Related to Effect of Common Stock Change Event

  • Effect of Change in Control In the event of a Change in Control, except to the extent that the Committee determines to cash out the Option in accordance with Section 13.1(c) of the Plan, the surviving, continuing, successor, or purchasing corporation or other business entity or parent thereof, as the case may be (the “Acquiror”), may, without the consent of the Participant, assume or continue in full force and effect the Company’s rights and obligations under all or any portion of the Option or substitute for all or any portion of the Option a substantially equivalent option for the Acquiror’s stock.
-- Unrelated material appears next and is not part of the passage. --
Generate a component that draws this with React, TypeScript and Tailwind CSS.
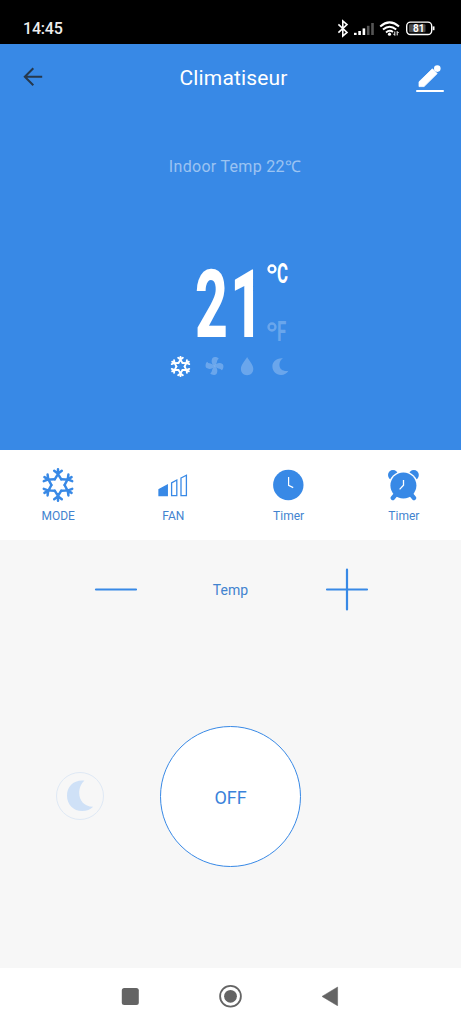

For purposes of this Section, the Option or any portion thereof shall be deemed assumed if, following the Change in Control, the Option confers the right to receive, subject to the terms and conditions of the Plan and this Option Agreement, for each share of Stock subject to such portion of the Option immediately prior to the Change in Control, the consideration (whether stock, cash, other securities or property or a combination thereof) to which a holder of a share of Stock on the effective date of the Change in Control was entitled; provided, however, that if such consideration is not solely common stock of the Acquiror, the Committee may, with the consent of the Acquiror, provide for the consideration to be received upon the exercise of the Option for each share of Stock to consist solely of common stock of the Acquiror equal in Fair Market Value to the per share consideration received by holders of Stock pursuant to the Change in Control. The Option shall terminate and cease to be outstanding effective as of the time of consummation of the Change in Control to the extent that the Option is neither assumed or continued by the Acquiror in connection with the Change in Control nor exercised as of the time of the Change in Control.